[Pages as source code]

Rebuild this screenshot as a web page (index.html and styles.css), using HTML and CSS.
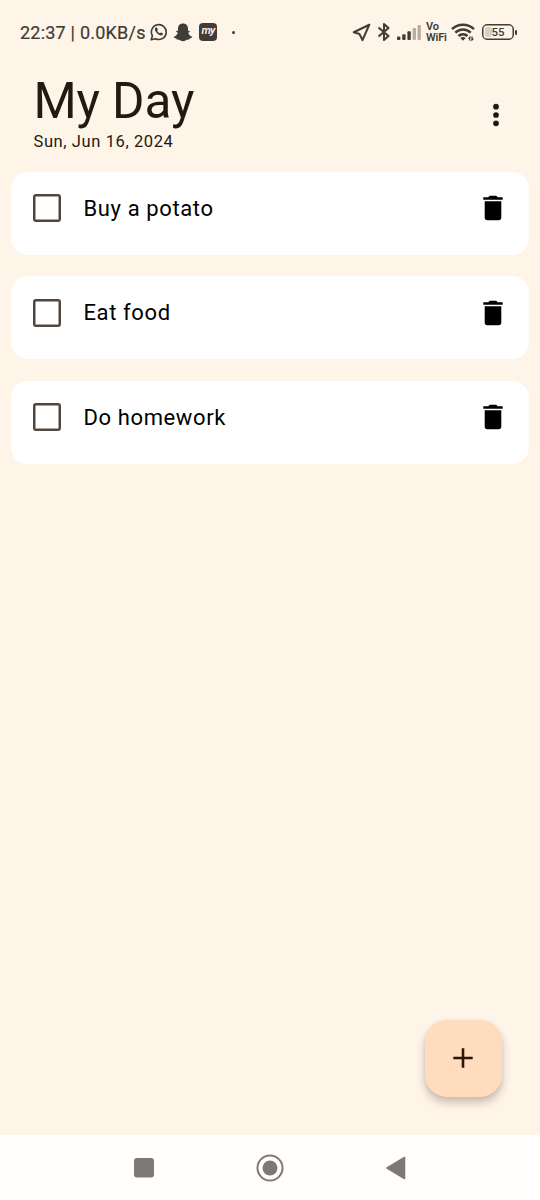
FILE: index.html
```html
<!DOCTYPE html>
<html lang="en">
<head>
<meta charset="utf-8">
<title>My Day</title>
<link rel="stylesheet" href="styles.css">
</head>
<body>
<div class="screen">
  <div class="status">
    <span class="clock">22:37 | 0.0KB/s</span>
    <svg class="whatsapp" width="18" height="18" viewBox="0 0 18 18"><path d="M1.2 16.8l1.200-4A7.400 7.400 0 1 1 5.500 15.700z" fill="none" stroke="#403c37" stroke-width="1.6" stroke-linejoin="round"/><path d="M5.800 4.600c-1.600 1.300-.9 3.300.8 5.200 2 2.200 4.600 3.500 6 2 .8-.9.500-1.200-.2-1.600l-1.100-.6c-.5-.2-.7 0-1.200.7-.6.200-2.900-1.600-2.900-2.500.6-.6.8-.9.600-1.400l-.6-1.400c-.3-.7-.8-.8-1.400-.4z" fill="#403c37"/></svg>
    <svg class="snap" width="20" height="19" viewBox="0 0 20 19"><path d="M10 .5c3.200 0 5 2.200 5 5v2.300c.8-.2 1.700-.2 1.900.5.100.8-1.500 1-1.600 1.700.5 1.900 2 3.200 3.900 3.700.3 1-1.200 1.400-2.400 1.600l-.5 1.300c-1.300-.2-2.400-.1-3.300.6-1.900 1.500-4.100 1.500-6 0-.9-.7-2-.8-3.300-.6l-.5-1.300C2 15.100.5 14.700.8 13.700c1.900-.5 3.400-1.800 3.900-3.700C4.600 9.300 3 9.100 3.100 8.300c.2-.7 1.100-.7 1.900-.5V5.500c0-2.800 1.800-5 5-5z" fill="#403c37"/></svg>
    <span class="my">my</span>
    <span class="more-dot"></span>
    <span class="grow"></span>
    <svg class="location" width="19" height="19" viewBox="0 0 19 19"><path d="M17.300 1.700L1.800 9.200l5.700 1.900 3 6z" fill="none" stroke="#403c37" stroke-width="2.100" stroke-linejoin="round"/></svg>
    <svg class="bluetooth" width="14" height="20" viewBox="0 0 14 20"><path d="M1.500 5.500l10 8.500L7 18V2l4.500 4-10 8.500" fill="none" stroke="#403c37" stroke-width="2.100" stroke-linejoin="round"/></svg>
    <svg class="signal" width="24" height="17" viewBox="0 0 24 17"><g fill="#403c37"><rect x="0" y="12.500" width="3.400" height="3.500" rx="1"/><rect x="5.200" y="10.300" width="3.400" height="5.700" rx="1"/><rect x="10.400" y="7.300" width="3.400" height="8.700" rx="1"/></g><g fill="#b8aea3"><rect x="15.600" y="4" width="3.400" height="12" rx="1"/><rect x="20.500" y="1" width="3.400" height="15" rx="1"/></g></svg>
    <span class="vowifi"><span>Vo</span><span>WiFi</span></span>
    <svg class="wifi" width="24" height="20" viewBox="0 0 24 20"><g fill="none" stroke="#403c37" stroke-width="2.500"><path d="M1 7.200C7 1.300 17 1.300 23 7.200"/><path d="M4.300 10.700c4.400-4.300 11-4.300 15.400 0"/><path d="M7.500 14c2.500-2.500 6.500-2.500 9 0"/></g><path d="M9.300 16c1.500-1.300 3.900-1.300 5.400 0L12 18.700z" fill="#403c37"/><path d="M18.800 18.700v-3.500l-1.400 1.400M21 14.500V18l1.400-1.400" fill="none" stroke="#403c37" stroke-width="1.200"/></svg>
    <span class="battery"><span class="charge"></span><span class="percent">55</span></span><span class="battery-tip"></span>
  </div>
  <header class="header">
    <div>
      <h1 class="title">My Day</h1>
      <p class="date">Sun, Jun 16, 2024</p>
    </div>
    <svg class="menu" width="8" height="24" viewBox="0 0 8 24"><g fill="#211a13"><circle cx="4" cy="3.700" r="2.850"/><circle cx="4" cy="12" r="2.850"/><circle cx="4" cy="20.300" r="2.850"/></g></svg>
  </header>
  <main class="tasks">
    <div class="task"><span class="check"></span><span class="name">Buy a potato</span><svg class="trash" width="20" height="26" viewBox="0 0 20 26"><path d="M.3 2.300h4.900L6.800.7h6.400l1.600 1.600h4.900v2.500H.3zM1.700 6.200h16.600v16.300q0 2.700-2.700 2.700H4.400q-2.700 0-2.700-2.700z"/></svg></div>
    <div class="task"><span class="check"></span><span class="name">Eat food</span><svg class="trash" width="20" height="26" viewBox="0 0 20 26"><path d="M.3 2.300h4.900L6.800.7h6.400l1.600 1.600h4.900v2.500H.3zM1.700 6.200h16.600v16.300q0 2.700-2.700 2.700H4.400q-2.700 0-2.700-2.700z"/></svg></div>
    <div class="task"><span class="check"></span><span class="name">Do homework</span><svg class="trash" width="20" height="26" viewBox="0 0 20 26"><path d="M.3 2.300h4.900L6.800.7h6.400l1.600 1.600h4.900v2.500H.3zM1.700 6.200h16.600v16.300q0 2.700-2.700 2.700H4.400q-2.700 0-2.700-2.700z"/></svg></div>
  </main>
  <div class="fab"><svg width="20" height="20" viewBox="0 0 20 20"><path d="M10 .3v19.400M.3 10h19.400" stroke="#2b1608" stroke-width="2.600"/></svg></div>
  <nav class="nav">
    <svg width="28" height="28" viewBox="0 0 28 28"><rect x="4" y="4" width="20" height="19.500" rx="3" fill="#7b7a78"/></svg>
    <svg width="28" height="28" viewBox="0 0 28 28"><circle cx="14" cy="14" r="12.500" fill="none" stroke="#7b7a78" stroke-width="2"/><circle cx="14" cy="14" r="7.500" fill="#7b7a78"/></svg>
    <svg width="28" height="28" viewBox="0 0 28 28"><path d="M22.500 3.500v21L5 14z" fill="#7b7a78" stroke="#7b7a78" stroke-width="1.500" stroke-linejoin="round"/></svg>
  </nav>
</div>
</body>
</html>
```
FILE: styles.css
```css
* { box-sizing: border-box; }
body { margin: 0; font-family: Roboto, sans-serif; background: #fff4e8; }
.screen { position: relative; width: 540px; height: 1200px; display: flex; flex-direction: column; overflow: hidden; }
svg { display: block; flex: none; }
.status { height: 64px; padding: 0 23px 0 20px; display: flex; align-items: center; color: #403c37; }
.clock { width: 130px; font-size: 18px; line-height: 24px; white-space: nowrap; letter-spacing: 0.220px; padding-top: 2px; -webkit-text-stroke: 0.200px #403c37; }
.snap { margin-left: 5px; }
.my { width: 18px; height: 18px; margin-left: 6px; border-radius: 4px; background: #403c37; color: #fff4e8; font-size: 11px; font-weight: 600; font-style: italic; line-height: 15px; text-align: center; letter-spacing: -0.800px; }
.more-dot { width: 3px; height: 3px; margin-left: 15px; border-radius: 50%; background: #403c37; }
.grow { flex: 1; }
.bluetooth { margin-left: 6px; }
.signal { margin-left: 6px; }
.vowifi { width: 22px; margin-left: 5px; display: flex; flex-direction: column; font-size: 11px; font-weight: 600; line-height: 11px; white-space: nowrap; letter-spacing: -0.150px; }
.wifi { margin-left: 3px; }
.battery { position: relative; width: 32px; height: 16px; margin-left: 7px; border: 1px solid #403c37; box-shadow: inset 0 0 0 0.500px #403c37; border-radius: 5px; text-align: center; }
.charge { position: absolute; left: 2px; top: 2px; width: 7px; height: 10px; border-radius: 2px; background: #d8d0c6; }
.percent { position: relative; display: block; font-size: 11.500px; line-height: 14px; font-weight: 500; }
.battery-tip { width: 2px; height: 5px; margin-left: 1px; background: #403c37; border-radius: 1px; }
.header { height: 107.500px; padding: 7px 40px 0 33.500px; display: flex; justify-content: space-between; color: #211a13; }
.title { margin: 0; font-size: 49.500px; line-height: 60px; font-weight: 400; letter-spacing: -0.100px; }
.date { margin: 0; font-size: 16.500px; line-height: 22px; letter-spacing: 0.600px; }
.menu { margin-top: 31.500px; }
.tasks { flex: 1; display: flex; flex-direction: column; gap: 21.500px; padding: 0 11px; }
.task { height: 83px; padding: 0 26px 0 22px; display: flex; align-items: flex-start; background: #fff; border-radius: 17px; color: #000; }
.check { width: 28px; height: 28px; margin-top: 22.500px; border: 2px solid #51463e; box-shadow: inset 0 0 0 0.500px #51463e; border-radius: 3px; }
.name { flex: 1; margin: 24px 0 0 22.500px; font-size: 22px; line-height: 26px; letter-spacing: 0.610px; }
.trash { margin-top: 23.500px; }
.fab { position: absolute; left: 424.500px; top: 1019.500px; width: 77px; height: 77px; border-radius: 22px; background: #ffdcbd; display: flex; align-items: center; justify-content: center; box-shadow: 0 6px 9px rgba(70, 50, 30, 0.260), 0 1px 4px rgba(70, 50, 30, 0.080); }
.nav { height: 65px; padding: 0 130px; background: #fffefc; display: flex; align-items: center; justify-content: space-between; }
```
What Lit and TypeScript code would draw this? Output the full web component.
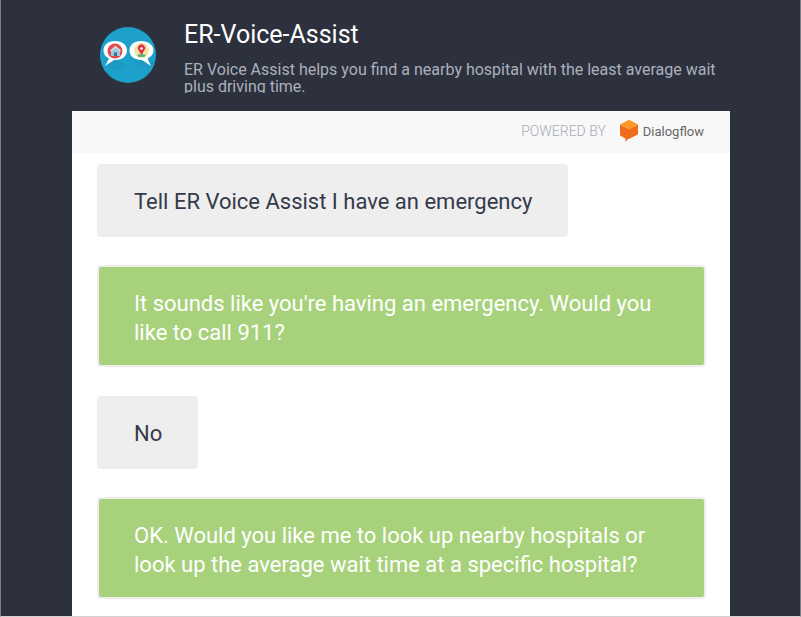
import { LitElement, html, css } from "lit";
import { customElement, property } from "lit/decorators.js";

interface Message {
  from: "user" | "bot";
  text: string;
}

@customElement("chat-bubble")
export class ChatBubble extends LitElement {
  @property({ reflect: true }) from: Message["from"] = "user";
  @property() text = "";

  static styles = css`
    :host {
      display: block;
      box-sizing: border-box;
      padding: 23px 36px 21px 37px;
      border-radius: 4px;
      background: #eeeeee;
      color: #343a49;
      margin-top: 29px;
    }
    :host(:first-child) {
      margin-top: 0;
    }
    :host([from="bot"]) {
      align-self: stretch;
      margin-top: 28px;
      padding: 22px 35px 18px;
      border: 2px solid #eeeeee;
      background: #a7d17b;
      color: #ffffff;
    }
    .text {
      margin: 0;
      font-size: 22px;
      line-height: 29px;
    }
  `;

  render() {
    return html`<p class="text">${this.text}</p>`;
  }
}

@customElement("app-root")
export class AppRoot extends LitElement {
  private messages: Message[] = [
    { from: "user", text: "Tell ER Voice Assist I have an emergency" },
    { from: "bot", text: "It sounds like you're having an emergency. Would you like to call 911?" },
    { from: "user", text: "No" },
    {
      from: "bot",
      text: "OK. Would you like me to look up nearby hospitals or look up the average wait time at a specific hospital?",
    },
  ];

  static styles = css`
    :host {
      display: flex;
      flex-direction: column;
      box-sizing: border-box;
      min-height: 100vh;
      padding: 0 70px 0 71px;
      border: 1px solid #7b7e85;
      border-top: 0;
      border-bottom-color: #d2d2d2;
      background: #2d313e;
      font-family: Roboto, "Liberation Sans", sans-serif;
      font-weight: 400;
    }
    .header {
      display: flex;
      gap: 28px;
      padding: 21px 0 18px 28px;
    }
    .avatar {
      flex: none;
      width: 56px;
      height: 56px;
      margin-top: 6px;
    }
    .about {
      min-width: 0;
      flex: 1;
    }
    .title {
      margin: 0 0 12px;
      font-size: 25px;
      line-height: 28px;
      font-weight: 400;
      color: #ffffff;
    }
    .description {
      margin: 0;
      height: 32px;
      overflow: hidden;
      font-size: 16px;
      line-height: 17px;
      color: #abb0bc;
    }
    .powered {
      display: flex;
      align-items: center;
      justify-content: flex-end;
      box-sizing: border-box;
      height: 42px;
      padding: 0 26px 2px 0;
      background: #f8f8f8;
      font-size: 14px;
      font-weight: 300;
      color: #a6aab8;
    }
    .brand {
      display: flex;
      align-items: center;
      gap: 5px;
      margin-left: 14px;
      color: #666666;
      font-size: 13px;
      font-weight: 400;
      text-decoration: none;
    }
    .brand svg {
      width: 18px;
      height: 22px;
    }
    .chat {
      flex: 1;
      display: flex;
      flex-direction: column;
      align-items: flex-start;
      padding: 11px 24px 17px 25px;
      background: #ffffff;
    }
  `;

  render() {
    return html`
      <header class="header">
        <svg class="avatar" viewBox="0 0 56 56" aria-hidden="true">
          <circle cx="28" cy="28" r="28" fill="#1da1cb" />
          <path d="M7 31 L18 33 L28 39 L20 44 L8 41Z M32 31 L47 33 L55 35 L49 42 L38 38Z" fill="#168aae" opacity=".3" />
          <path d="M15 14C8 14 3.500 18 3.500 23.500C3.500 27 5.500 30 9 31.500L5 39L14 33C22 33.500 27 29 27 23.500C27 18 22 14 15 14Z" fill="#fff" />
          <path d="M41 14C34 14 29.500 18 29.500 23.500C29.500 29 34 33 42 33L51 39L47.500 31.500C51 30 53.500 27 53.500 23.500C53.500 18 48 14 41 14Z" fill="#fff" />
          <circle cx="15" cy="24" r="7.500" fill="#e8474c" />
          <path d="M11 24L15.500 20L20 24V29H11Z" fill="#9cc9dc" />
          <path d="M10.500 24L15.500 19.500L20.500 24" fill="none" stroke="#d9eef5" stroke-width="1.200" />
          <path d="M14 29V25.500H17V29Z" fill="#3f7188" />
          <circle cx="41.500" cy="23.500" r="7.500" fill="#f3e3a5" />
          <ellipse cx="41.500" cy="28.500" rx="4" ry="1.500" fill="#55b580" />
          <path d="M41.500 28L38.800 23.500A3.600 3.600 0 1 1 44.200 23.500Z" fill="#df3240" />
          <circle cx="41.500" cy="21.500" r="1.300" fill="#fff" />
        </svg>
        <div class="about">
          <h1 class="title">ER-Voice-Assist</h1>
          <p class="description">
            ER Voice Assist helps you find a nearby hospital with the least average wait plus driving time.
          </p>
        </div>
      </header>
      <div class="powered">
        <span>POWERED BY</span>
        <a class="brand" href="#">
          <svg viewBox="0 0 18 22" aria-hidden="true">
            <path d="M0 4.500L9 9V18L5.500 22V18.500L.800 16Q0 15.500 0 14.500Z M18 4.500L9 9V19L17.200 14.700Q18 14.200 18 13.200Z" fill="#ef6c1f" />
            <path d="M0 4.500L8 .300Q9-.200 10 .300L18 4.500L9 9.500Z" fill="#ff9a28" />
          </svg>
          <span>Dialogflow</span>
        </a>
      </div>
      <main class="chat">
        ${this.messages.map((m) => html`<chat-bubble from=${m.from} .text=${m.text}></chat-bubble>`)}
      </main>
    `;
  }
}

Instructions to follow: Read the entries above, then pull out the lines that include "styles".

The reply:
Rebuild this screenshot as a web page (index.html and styles.css), using HTML and CSS.
<link rel="stylesheet" href="styles.css">
FILE: styles.css
  static styles = css`
  static styles = css`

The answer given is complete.